Statt einer Zusammenfassung an dieser Stelle der erste Satz des Buches: Letzten Monat ist meine Mutter verstorben. Jan Kuhlbrodt Krüppelpassion, ausgezeichnet mit dem Alfred-Döblin-Preis 2023. Lesen, drüber nachdenken, meint @LiteraTüren.
Vom Gehen als zentraler Bestandteil dieser Welt
Wir gehen und verwenden das Verb gehen wie selbstverständlich. Zum Beispiel mit: Mir geht es gut. Wie wir so viele Dinge als selbstverständlich ansehen, schwadronieren, uns selbst betrügen mit Nichtigkeiten. In Krüppelpassion wird das Gehen zum Synonym für das Nichtmehrgehen einer Lebens-Situation.
Letzten Monat ist meine Mutter verstorben. Schnell erfahren wir, dass der Ich-Erzähler an der gleichen Erkrankung leidet wie die verstorbene Mutter. Er vertieft dies: Wie meine Mutter, so werde ich einmal liegen. Was macht das mit Einem? Ich kann es mir nicht vorstellen, aber ich kann Kuhlbrodt lesen, der es mir erzählt.
Papierwelt
Jan Kuhlbrodt erzählt seine Geschichte. In kurzen Kapiteln, episodenhaft beinahe und nicht chronologisch geordnet. Er erzählt aus Gegenwart und Vergangenheit, aus dem Ausschluss aus der Gesellschaft durch Nicht-Gehen-Können, aus der Jugend in der DDR, der Militärzeit, den ersten Anzeichen der fatalen Krankheit.

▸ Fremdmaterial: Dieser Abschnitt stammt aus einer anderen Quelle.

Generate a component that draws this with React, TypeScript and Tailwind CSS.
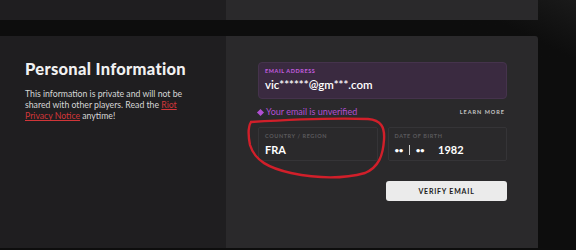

Die Welt wurde mir zu Papier, das, was ich sah und sehe, wird mehr und mehr zu Worten, zu Schrift. Und die Welt verändert sich, ... wenn ich die Krankheit bin, oder die Krankheit ist ich.
Ein lautes, leises Denken
Wer aus der Gesellschaft ausgeschlossen wird, verschwindet. Die Gesellschaft will nichts sehen. Auch wenn sie etwas anderes behauptet und so tut als ob.
Umso wichtiger, dass Autoren wie Kuhlbrodt die Augen der Gesellschaft öffnen. Mit anspruchsvoller Literatur, mit Ehrlichkeit und Authentizität. Mit lauten Gedanken, die uns leiser werden lassen. Aufmerksamer, bewusster, nachdenklicher.